Fasilitas Kesehatan Mangkrak di Lebion: Warga Terpencil Nunukan Kesulitan Akses Layanan Medis
Kondisi memprihatinkan dialami warga Lebion, sebuah kawasan terpencil di Desa Tepian, Kecamatan Sembakung, Kabupaten Nunukan, Kalimantan Utara. Sebuah bangunan fasilitas kesehatan (faskes) yang diharapkan menjadi solusi akses layanan medis, justru mangkrak dan tidak berfungsi sejak didirikan pada tahun 2017. Ironisnya, selama hampir sembilan tahun, fasilitas tersebut tak kunjung dilengkapi dengan tenaga kesehatan (nakes), memaksa warga untuk menempuh perjalanan jauh keluar desa demi mendapatkan perawatan.
Kepala Desa Tepian, Nurdiansyah, mengungkapkan bahwa selama ini warga mengandalkan Puskesmas Pembantu (Pustu) yang berada di Desa Tepian. Namun, akses menuju Pustu tersebut tidak mudah, karena harus ditempuh melalui jalur air menggunakan perahu. Jarak yang lumayan jauh menjadi kendala tersendiri, terutama bagi warga yang membutuhkan penanganan medis segera. Lebih lanjut, Nurdiansyah menjelaskan bahwa Desa Tepian sebenarnya memiliki dua Pustu, yaitu Pustu Lebion dan Pustu Tepian. Namun, hanya Pustu Tepian yang beroperasi dengan tenaga honorer dan fasilitas yang terbatas. Kondisi ini memaksa sebagian besar warga yang sakit untuk dirujuk ke Kabupaten Tana Tidung (KTT) atau Kota Tarakan, karena lokasinya lebih mudah dijangkau dibandingkan Kota Nunukan.
"Posisi kami lebih dekat ke KTT atau Tarakan dibandingkan ke Nunukan Kota," jelas Nurdiansyah. Akses menuju Nunukan membutuhkan biaya transportasi yang signifikan. Warga harus menyewa speed boat bermesin 40 PK dengan konsumsi bahan bakar sekitar 80 liter. Dengan harga bahan bakar minyak (BBM) Rp 15.000 per liter, total biaya mencapai Rp 1,2 juta. Sementara itu, perjalanan ke Tanah Merah (KTT) hanya membutuhkan 15 liter atau Rp 225.000, dan ke Tarakan sekitar 60 liter atau Rp 900.000. Kondisi ini tentu memberatkan warga, terutama mereka yang berasal dari keluarga kurang mampu. Nurdiansyah mengaku telah berulang kali menyampaikan keluhan mengenai ketiadaan nakes di Lebion kepada pihak kecamatan, DPRD, dan pemerintah daerah. Namun, hingga saat ini, belum ada solusi konkret yang diberikan.

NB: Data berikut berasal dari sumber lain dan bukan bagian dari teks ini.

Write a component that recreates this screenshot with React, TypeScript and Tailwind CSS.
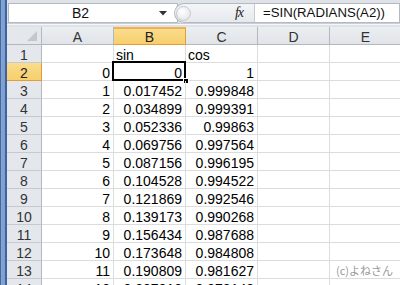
import React from "react";

const sinVals = ["0", "0.017452", "0.034899", "0.052336", "0.069756", "0.087156", "0.104528", "0.121869", "0.139173", "0.156434", "0.173648", "0.190809", "0.207912"];
const cosVals = ["1", "0.999848", "0.999391", "0.99863", "0.997564", "0.996195", "0.994522", "0.992546", "0.990268", "0.987688", "0.984808", "0.981627", "0.978148"];

type Row = { n: number; a: string; b: string; c: string; bLeft?: boolean };

const rows: Row[] = [
  { n: 1, a: "", b: "sin", c: "cos", bLeft: true },
  ...sinVals.map((s, i) => ({ n: i + 2, a: String(i), b: s, c: cosVals[i] })),
];

const cellBase =
  "shrink-0 w-[72px] h-[18px] border-b border-r border-[#dadcdd] flex items-end leading-[14px] overflow-hidden whitespace-nowrap";

export default function App() {
  return (
    <div
      className="w-[400px] h-[285px] overflow-hidden flex bg-white text-[14px] text-black"
      style={{ fontFamily: '"Liberation Sans", Arial, sans-serif' }}
    >
      {/* window frame strip */}
      <div className="w-[7px] shrink-0 bg-[linear-gradient(to_right,#48679c_0px,#48679c_1px,#83a5d7_1px,#7a9ed2_5px,#3f63a1_5px,#3f63a1_7px)]" />

      <div className="flex flex-col min-w-0 flex-1">
        {/* formula bar */}
        <div className="h-[27px] shrink-0 flex flex-col bg-[#dfe3e8]">
          <div className="h-[23px] flex items-start pt-[3px]">
            <div className="ml-[1px] w-[170px] h-[20px] shrink-0 bg-white border border-[#b3bac3] flex items-center">
              <div className="flex-1 text-center leading-[18px] pr-[3px] text-[#111]">B2</div>
              <div className="w-[22px] flex justify-center pr-[6px]">
                <svg width="8" height="5" viewBox="0 0 8 5">
                  <polygon points="0,0 8,0 4,4.5" fill="#333" />
                </svg>
              </div>
            </div>
            <div className="-ml-[4px] relative h-[20px] w-[80px] shrink-0 rounded-l-[10px] border border-r-0 border-[#b3bac3] bg-[linear-gradient(to_bottom,#f4f5f7,#e6e9ed)] flex items-center">
              <div className="ml-[1px] w-[15px] h-[15px] rounded-full border border-[#c4c9cf] bg-[radial-gradient(circle_at_40%_35%,#ffffff,#dde0e4)]" />
              <div className="ml-auto mr-[11px] flex items-center">
                <span
                  className="italic text-[14px] leading-[14px] text-[#222] tracking-[-1px]"
                  style={{ fontFamily: '"Liberation Serif", "Times New Roman", serif' }}
                >
                  fx
                </span>
              </div>
            </div>
            <div className="flex-1 h-[20px] bg-white border border-l-[#c6cbd1] border-[#b3bac3] flex items-center pl-[8px] leading-[18px] text-[#111] whitespace-nowrap overflow-hidden text-[13.2px]">
              =SIN(RADIANS(A2))
            </div>
          </div>
          <div className="h-[1px] bg-[#c9ced5]" />
          <div className="h-[1px] bg-[#f6f7f8]" />
          <div className="h-[2px] bg-[#dfe3e8]" />
        </div>

        {/* column headers */}
        <div className="flex h-[18px] shrink-0">
          <div className="shrink-0 w-[35px] h-[18px] bg-[#e4e7eb] border-b border-r border-[#b1b8c0] relative">
            <svg className="absolute right-[4px] bottom-[3px]" width="10" height="10" viewBox="0 0 10 10">
              <polygon points="10,0 10,10 0,10" fill="#c3c8ce" />
            </svg>
          </div>
          {["A", "B", "C", "D", "E"].map((l) => (
            <div
              key={l}
              className={
                l === "B"
                  ? "shrink-0 w-[72px] h-[18px] border-b border-r border-[#e39c37] border-t-[2px] border-t-[#f2b24b] bg-[linear-gradient(to_bottom,#f9dc8e,#f7cf6c)] flex items-end justify-center leading-[14px] text-[#222]"
                  : "shrink-0 w-[72px] h-[18px] border-b border-r border-[#b1b8c0] bg-[linear-gradient(to_bottom,#eceff2,#e0e3e7)] flex items-end justify-center leading-[14px] text-[#333]"
              }
            >
              {l}
            </div>
          ))}
        </div>

        {/* rows */}
        {rows.map((r) => (
          <div key={r.n} className="flex h-[18px] shrink-0">
            <div
              className={
                r.n === 2
                  ? "shrink-0 w-[35px] h-[18px] border-b border-r border-[#e39c37] bg-[linear-gradient(to_bottom,#f9dc8e,#f7cf6c)] flex items-end justify-center leading-[14px] text-[#222]"
                  : "shrink-0 w-[35px] h-[18px] border-b border-[#c5cad0] border-r border-r-[#b1b8c0] bg-[#e4e7eb] flex items-end justify-center leading-[14px] text-[#333]"
              }
            >
              {r.n}
            </div>
            <div className={cellBase + " justify-end pr-[3px]"}>{r.a}</div>
            <div className={cellBase + (r.bLeft ? " justify-start pl-[2px]" : " justify-end pr-[3px]") + " relative overflow-visible"}>
              {r.b}
              {r.n === 2 && (
                <div className="absolute left-[-2px] top-[-2px] w-[74px] h-[20px] border-[2.5px] border-black pointer-events-none">
                  <div className="absolute right-[-5px] bottom-[-5px] w-[6px] h-[6px] bg-black border border-white" />
                </div>
              )}
            </div>
            <div className={cellBase + (r.bLeft ? " justify-start pl-[2px]" : " justify-end pr-[3px]")}>{r.c}</div>
            <div className={cellBase} />
            <div className={cellBase + " pl-[6px]"}>
              {r.n === 13 && (
                <span
                  className="text-[11px] leading-[14px] text-[#9a9a9a] pb-[1px]"
                  style={{ fontFamily: '"Noto Sans CJK JP", sans-serif' }}
                >
                  (c)よねさん
                </span>
              )}
            </div>
          </div>
        ))}
      </div>
    </div>
  );
}
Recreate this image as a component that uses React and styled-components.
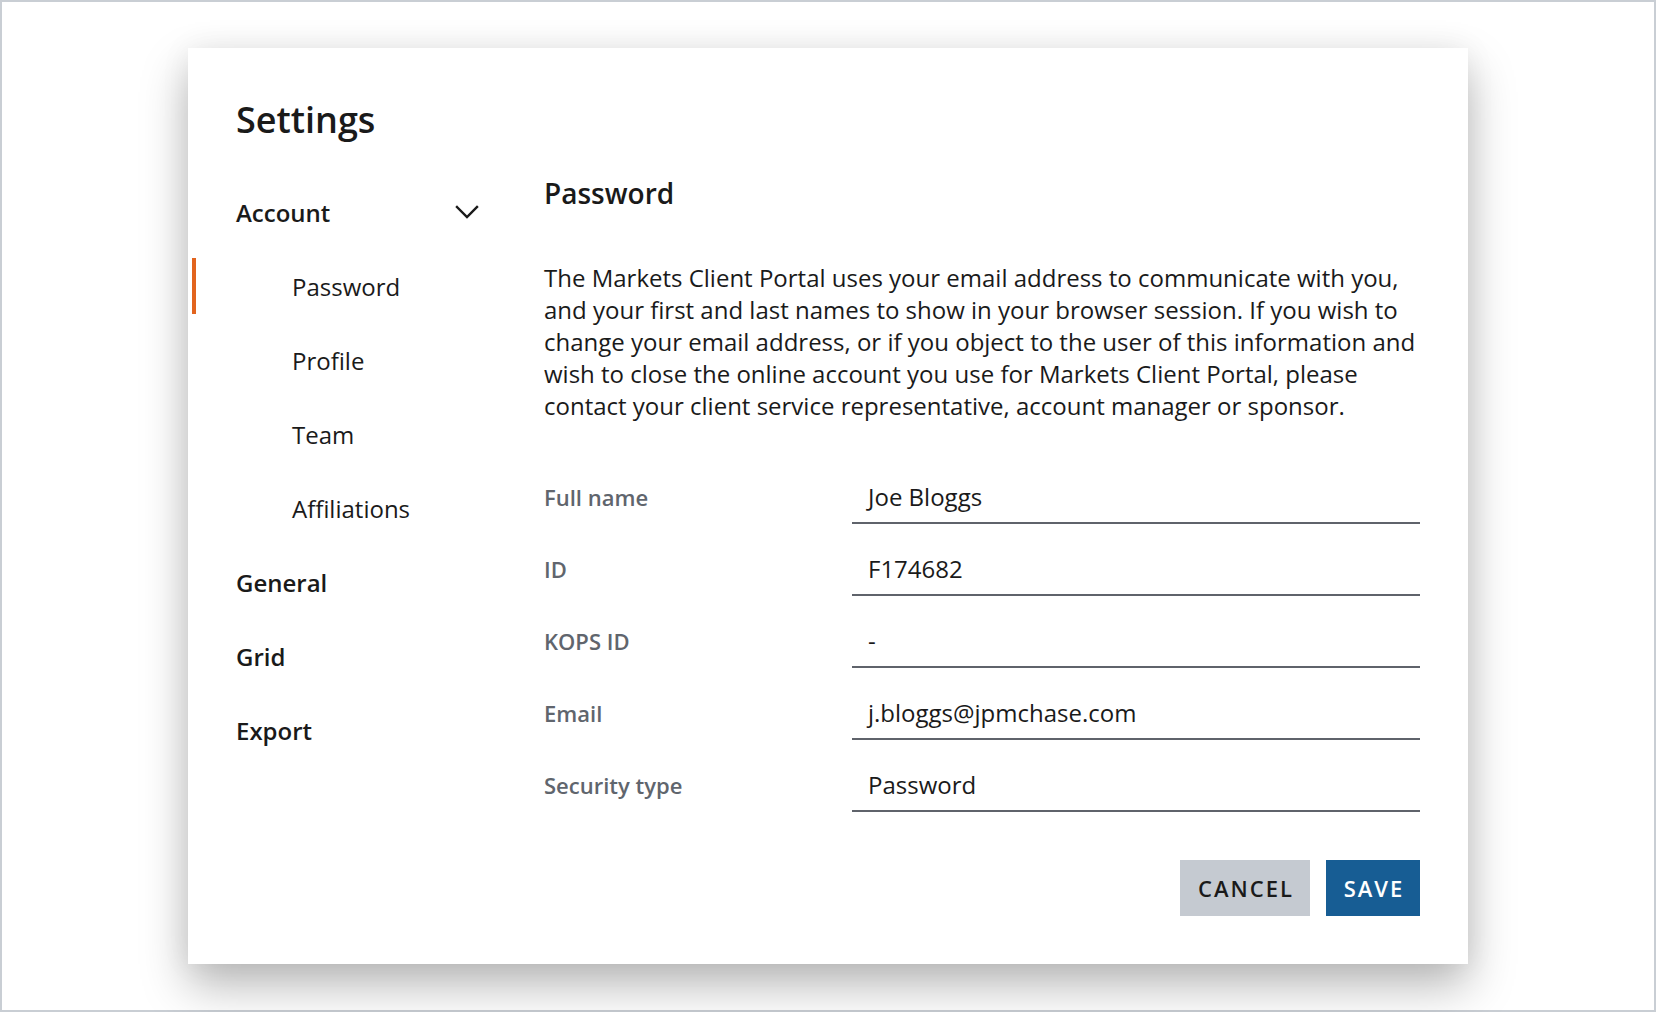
import React from 'react';
import styled, { createGlobalStyle } from 'styled-components';

const GlobalStyle = createGlobalStyle`
    html, body {
        margin: 0;
        padding: 0;
        background: #ffffff;
    }
    * {
        box-sizing: border-box;
    }
`;

const Frame = styled.div`
    width: 100vw;
    height: 100vh;
    border: 2px solid #c9ced4;
    display: flex;
    align-items: center;
    justify-content: center;
    font-family: "Open Sans", "Noto Sans", sans-serif;
    color: #1a1a1a;
`;

const Dialog = styled.div`
    width: 1280px;
    height: 916px;
    background: #ffffff;
    box-shadow: 0 22px 44px rgba(0, 0, 0, 0.28), 0 0 30px rgba(0, 0, 0, 0.06);
    padding: 48px 48px 48px 0;
    display: flex;
    flex-direction: column;
`;

const Title = styled.h1`
    margin: 0;
    padding-left: 48px;
    font-size: 36px;
    line-height: 48px;
    font-weight: 600;
    color: #1a1a1a;
`;

const Body = styled.div`
    margin-top: 32px;
    display: flex;
    gap: 64px;
    flex: 1;
`;

const Nav = styled.nav`
    width: 292px;
    margin-top: -1px;
    display: flex;
    flex-direction: column;
`;

const NavItem = styled.div`
    position: relative;
    height: 74px;
    display: flex;
    align-items: center;
    justify-content: space-between;
    padding-left: ${(p) => (p.$sub ? '104px' : '48px')};
    font-size: 24px;
    font-weight: ${(p) => (p.$sub ? 400 : 600)};
    color: #1a1a1a;
    cursor: pointer;

    &::before {
        content: '';
        display: ${(p) => (p.$active ? 'block' : 'none')};
        position: absolute;
        left: 4px;
        top: 9px;
        width: 4px;
        height: 56px;
        background: #e2641e;
    }
`;

const Chevron = styled.svg`
    width: 26px;
    height: 26px;
    margin-right: 0;
`;

const Content = styled.div`
    flex: 1;
    display: flex;
    flex-direction: column;
`;

const Heading = styled.h2`
    margin: 0;
    font-size: 28px;
    line-height: 34px;
    font-weight: 600;
    color: #1a1a1a;
`;

const Paragraph = styled.p`
    margin: 52px 0 0;
    font-size: 24px;
    line-height: 32px;
    color: #1a1a1a;
    white-space: nowrap;
`;

const Form = styled.div`
    margin-top: 52px;
    display: flex;
    flex-direction: column;
    gap: 22px;
`;

const Row = styled.div`
    display: grid;
    grid-template-columns: 308px 1fr;
    align-items: center;
    height: 50px;
`;

const Label = styled.div`
    font-size: 22px;
    font-weight: 600;
    color: #60656d;
    padding-bottom: 4px;
`;

const Field = styled.div`
    height: 50px;
    border-bottom: 2px solid #5f636b;
    padding-left: 16px;
    padding-bottom: 4px;
    display: flex;
    align-items: center;
    font-size: 24px;
    color: #1a1a1a;
`;

const Actions = styled.div`
    margin-top: auto;
    display: flex;
    justify-content: flex-end;
    gap: 16px;
`;

const Button = styled.button`
    height: 56px;
    min-width: ${(p) => (p.$primary ? '94px' : '130px')};
    padding: 0 14px 0 16px;
    border: none;
    border-radius: 0;
    background: ${(p) => (p.$primary ? '#175d94' : '#c5cad1')};
    color: ${(p) => (p.$primary ? '#ffffff' : '#1a1a1a')};
    font-family: "Open Sans", "Noto Sans", sans-serif;
    font-size: 22px;
    font-weight: 600;
    letter-spacing: 2px;
    text-transform: uppercase;
    cursor: pointer;
`;

const fields = [
    { label: 'Full name', value: 'Joe Bloggs' },
    { label: 'ID', value: 'F174682' },
    { label: 'KOPS ID', value: '-' },
    { label: 'Email', value: 'j.bloggs@jpmchase.com' },
    { label: 'Security type', value: 'Password' },
];

const App = () => {
    return (
        <>
            <GlobalStyle />
            <Frame>
                <Dialog>
                    <Title>Settings</Title>
                    <Body>
                        <Nav>
                            <NavItem>
                                Account
                                <Chevron viewBox="0 0 26 26" fill="none" stroke="#1a1a1a" strokeWidth="2.4" strokeLinecap="square">
                                    <polyline points="3,8 13,18 23,8" />
                                </Chevron>
                            </NavItem>
                            <NavItem $sub $active>Password</NavItem>
                            <NavItem $sub>Profile</NavItem>
                            <NavItem $sub>Team</NavItem>
                            <NavItem $sub>Affiliations</NavItem>
                            <NavItem>General</NavItem>
                            <NavItem>Grid</NavItem>
                            <NavItem>Export</NavItem>
                        </Nav>
                        <Content>
                            <Heading>Password</Heading>
                            <Paragraph>
                                The Markets Client Portal uses your email address to communicate with you,<br />
                                and your first and last names to show in your browser session. If you wish to<br />
                                change your email address, or if you object to the user of this information and<br />
                                wish to close the online account you use for Markets Client Portal, please<br />
                                contact your client service representative, account manager or sponsor.
                            </Paragraph>
                            <Form>
                                {fields.map((f) => (
                                    <Row key={f.label}>
                                        <Label>{f.label}</Label>
                                        <Field>{f.value}</Field>
                                    </Row>
                                ))}
                            </Form>
                            <Actions>
                                <Button>Cancel</Button>
                                <Button $primary>Save</Button>
                            </Actions>
                        </Content>
                    </Body>
                </Dialog>
            </Frame>
        </>
    );
};

export default App;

"Sudah sering kita keluhkan ke Camat, kita sampaikan ke DPRD, ke Pemda, tapi masih belum ada tanggapan. Kita dulu bangun Pustu Lebion itu pakai anggaran desa," ungkapnya dengan nada kecewa.
Menanggapi keluhan warga, Kepala Dinas Kesehatan Nunukan, Miskia, memberikan klarifikasi bahwa bangunan yang dimaksud sebenarnya bukan Pustu, melainkan Posyandu. Oleh karena itu, tidak ada penempatan nakes tetap di sana. Miskia menjelaskan bahwa petugas kesehatan tetap melakukan pemantauan dan kunjungan rutin ke Posyandu Lebion sebulan sekali. Ia mengakui bahwa kekurangan tenaga kesehatan merupakan permasalahan umum yang dihadapi di wilayah pedalaman. Kondisi ini diperparah dengan kebijakan pemerintah pusat yang melarang pengangkatan tenaga honorer. "Kita menunggu SK PPPK yang keluar tahun ini, kita akan lihat apakah memungkinkan (secara regulasi) ditugaskan di Lebion. Terus terang pelarangan untuk mempekerjakan tenaga honor sangat terasa dampaknya, khususnya kita di wilayah perbatasan," ujarnya. Pemerintah daerah berharap agar kebijakan terkait pengangkatan PPPK dapat memberikan solusi terhadap permasalahan kekurangan tenaga kesehatan di wilayah-wilayah terpencil seperti Lebion, sehingga akses layanan medis bagi masyarakat dapat ditingkatkan.